TIM: They’re really supportive. Americans. Americans as fans are really good, they got great fan culture across everything over there. Whether it be sports, or television, or comedy, or music, they’re just good at being fans of something. Podcast fans are quite a specific, condensed pocket of truly fervent fans. They’ve been so wonderful. Reaching out and seeing us, and all these wonderful messages. If we sound particularly down they would be like, “Hey boys, you sound real rough this week. Just want you to know we love what you’re doing, we really appreciate you, you’re doing the Lord’s work out there.” There’s a lot of people telling us we’re doing the Lord’s work.

GUY: Lots of people calling us heroes, lots people calling us brave. It’s much appreciated, it’s inaccurate, but it’s much appreciated.
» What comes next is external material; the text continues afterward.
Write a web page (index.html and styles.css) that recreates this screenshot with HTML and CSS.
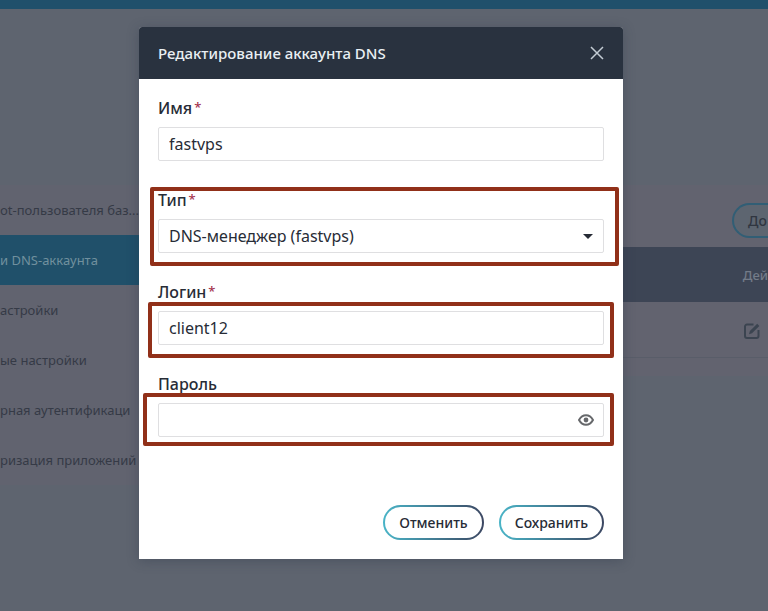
FILE: index.html
```html
<!DOCTYPE html>
<html lang="ru">
<head>
<meta charset="utf-8">
<title>Редактирование аккаунта DNS</title>
<link rel="stylesheet" href="styles.css">
</head>
<body>
<div class="page">
  <div class="topbar"></div>
  <div class="workspace">
    <nav class="sidebar">
      <a class="item" href="#">ot-пользователя баз...</a>
      <a class="item active" href="#">и DNS-аккаунта</a>
      <a class="item" href="#">астройки</a>
      <a class="item" href="#">ые настройки</a>
      <a class="item" href="#">рная аутентификаци</a>
      <a class="item" href="#">ризация приложений</a>
    </nav>
    <main class="content">
      <div class="toolbar"><button class="add" type="button">До</button></div>
      <table class="accounts">
        <thead><tr><th>Дей</th></tr></thead>
        <tbody><tr><td>
          <svg class="edit" viewBox="0 0 16 16" aria-hidden="true"><path d="M9.500 1.500H3a2 2 0 0 0-2 2V13a2 2 0 0 0 2 2h9.500a2 2 0 0 0 2-2V7"/><path class="pen" d="M13.200.8 15.300 2.900 8 10.200 5 11.200 5.900 8.100z"/></svg>
        </td></tr></tbody>
      </table>
    </main>
  </div>
</div>
<div class="overlay">
  <form class="dialog" role="dialog" aria-labelledby="dialog-title">
    <header class="dialog-head">
      <h1 id="dialog-title">Редактирование аккаунта DNS</h1>
      <button class="close" type="button" aria-label="Закрыть"><svg viewBox="0 0 14 14"><path d="M1 1 13 13M13 1 1 13"/></svg></button>
    </header>
    <div class="dialog-body">
      <div class="field">
        <label for="name">Имя<span class="req">*</span></label>
        <input id="name" type="text" value="fastvps">
      </div>
      <div class="field">
        <label for="type">Тип<span class="req">*</span></label>
        <div class="control">
          <select id="type"><option>DNS-менеджер (fastvps)</option></select>
          <svg class="arrow" viewBox="0 0 10 5" aria-hidden="true"><path d="M0 0h10L5 5z"/></svg>
        </div>
        <span class="mark mark-type"></span>
      </div>
      <div class="field">
        <label for="login">Логин<span class="req">*</span></label>
        <input id="login" type="text" value="client12">
        <span class="mark mark-login"></span>
      </div>
      <div class="field">
        <label for="password">Пароль</label>
        <div class="control">
          <input id="password" type="password">
          <button class="reveal" type="button" aria-label="Показать пароль"><svg viewBox="0 0 16 12"><path d="M1 6C4.500-.3 11.500-.3 15 6 11.500 12.300 4.500 12.300 1 6z"/><circle cx="8" cy="6" r="2.400"/></svg></button>
        </div>
        <span class="mark mark-password"></span>
      </div>
    </div>
    <footer class="actions">
      <button class="pill" type="button">Отменить</button>
      <button class="pill" type="submit">Сохранить</button>
    </footer>
  </form>
</div>
</body>
</html>
```
FILE: styles.css
```css
* { box-sizing: border-box; }

body {
  margin: 0;
  background: #5e646f;
  color: #272c36;
  font: 16px/24px "Noto Sans", "Open Sans", sans-serif;
}

button, input, select { font: inherit; color: inherit; }

.page { min-height: 100vh; overflow: hidden; }
.topbar { height: 9px; background: #20506b; }

.workspace {
  display: flex;
  align-items: flex-start;
  margin-top: 176px;
}

.sidebar {
  flex: 0 0 139px;
  background: #61636f;
  font-size: 13px;
}

.item {
  display: block;
  padding: 13px 0;
  color: #353a46;
  white-space: nowrap;
  text-decoration: none;
}

.item.active { background: #20506a; color: #71909e; }

.content {
  flex: 1;
  min-width: 0;
  padding-bottom: 18px;
  background: #62636f;
}

.toolbar {
  display: flex;
  justify-content: flex-end;
  padding: 18px 0 9px;
}

.add {
  width: 36px;
  height: 35px;
  padding: 0 0 0 14px;
  border: 2px solid #315e75;
  border-right: 0;
  border-radius: 18px 0 0 18px;
  background: #5d6570;
  color: #303641;
  font-size: 14px;
  font-weight: 500;
  text-align: left;
}

.accounts { width: 100%; border-collapse: collapse; }
.accounts th, .accounts td { height: 55px; padding: 0; }

.accounts th {
  background: #3d4555;
  color: #737b88;
  font-size: 13px;
  font-weight: 500;
  text-align: right;
}

.accounts td { border-bottom: 1px solid #595d69; text-align: right; }

.edit {
  display: inline-block;
  width: 16px;
  height: 16px;
  margin-right: 8px;
  vertical-align: middle;
  fill: none;
  stroke: #3b4450;
  stroke-width: 2;
}

.edit .pen { fill: #3b4450; stroke: none; }

.overlay {
  position: absolute;
  inset: 0;
  display: flex;
  justify-content: center;
  align-items: flex-start;
  padding: 27px 6px 27px 0;
}

.dialog {
  flex: 0 1 484px;
  background: #fff;
  border-radius: 3px 3px 0 0;
  box-shadow: 0 2px 12px rgba(40, 52, 68, .35);
}

.dialog-head {
  display: flex;
  justify-content: space-between;
  align-items: center;
  height: 52px;
  padding: 0 19px;
  border-radius: 3px 3px 0 0;
  background: #29323f;
  color: #e9eff3;
}

.dialog-head h1 { margin: 0; font-size: 15px; font-weight: 500; }

.close, .reveal {
  display: flex;
  padding: 0;
  border: 0;
  background: none;
}

.close svg {
  width: 14px;
  height: 14px;
  fill: none;
  stroke: #c3ccd4;
  stroke-width: 1.5;
}

.dialog-body {
  display: grid;
  gap: 27px;
  padding: 17px 19px 0;
}

.field { position: relative; }

.field label {
  display: block;
  margin-bottom: 7px;
  font-weight: 500;
}

.req {
  margin-left: 2px;
  color: #a5344e;
  font-size: 13px;
  line-height: 1;
  vertical-align: 2px;
}

.control { position: relative; }

.field input, .field select {
  display: block;
  width: 100%;
  height: 34px;
  padding: 0 10px;
  border: 1px solid #dfdfe1;
  border-radius: 2px;
  background: #fff;
  appearance: none;
}

.arrow {
  position: absolute;
  top: 15px;
  right: 11px;
  width: 10px;
  height: 5px;
  fill: #262b35;
  pointer-events: none;
}

.reveal { position: absolute; top: 11px; right: 10px; }

.reveal svg {
  width: 16px;
  height: 12px;
  fill: none;
  stroke: #66686b;
  stroke-width: 2;
}

.reveal circle { fill: #66686b; stroke: none; }

.mark {
  position: absolute;
  border: 4px solid #913019;
  border-radius: 2px;
  pointer-events: none;
}

.mark-type { inset: -1px -15px -13px -8px; }
.mark-login { inset: 22px -10px -13px -10px; }
.mark-password { inset: 21px -10px -9px -15px; }

.actions {
  display: flex;
  justify-content: flex-end;
  gap: 15px;
  padding: 68px 19px 19px;
}

.pill {
  height: 35px;
  padding: 0 14px;
  border: 2px solid transparent;
  border-radius: 18px;
  background: linear-gradient(#fff, #fff) padding-box, linear-gradient(90deg, #49b4c7, #3c4762) border-box;
  font-size: 14px;
  font-weight: 500;
}
```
TIM: I haven’t articulated this before, even thought about it, but I think that with the differences between podcast fans and movie fans and music fans, music fans are a little closer to what we have. They’re very similar to us, like they’re the same kinds of people. The whole barrier to entry with podcasts is so low that it’s just normal people making them. We’re just two dudes who are comedians and making it. With people who are movie star fans, the divide who the movie star is and the life that they lead and the fans is like a chasm, a massive gap between them. With us, when we made our first trip to America, we had a few people reach out to us, fans who were like, “I want to show you around my work. I want to take you out to lunch and stuff.” We were like, “This’ll be fun. We get to meet real crazy on us”. We meet with them and they’re fucking awesome people who have got these incredible lives. They have animation studios or they have incredible careers in the creative industries. They’re like us but they just fans of the podcast.

GUY: They got to hear us discover not only what we were doing in terms of how to make a podcast together but also in terms of discovering the base that we created with the podcast format. I think it’s quite satisfying especially for people that got on earlier. You’re totally on the journey.

That’s a great point. It has evolved at its own rate and you’ve run into dead ends and come up with your own solutions. I like the way segments have kind of grown and the regular elements of the show have come together. Everyone’s been on for the ride with you guys.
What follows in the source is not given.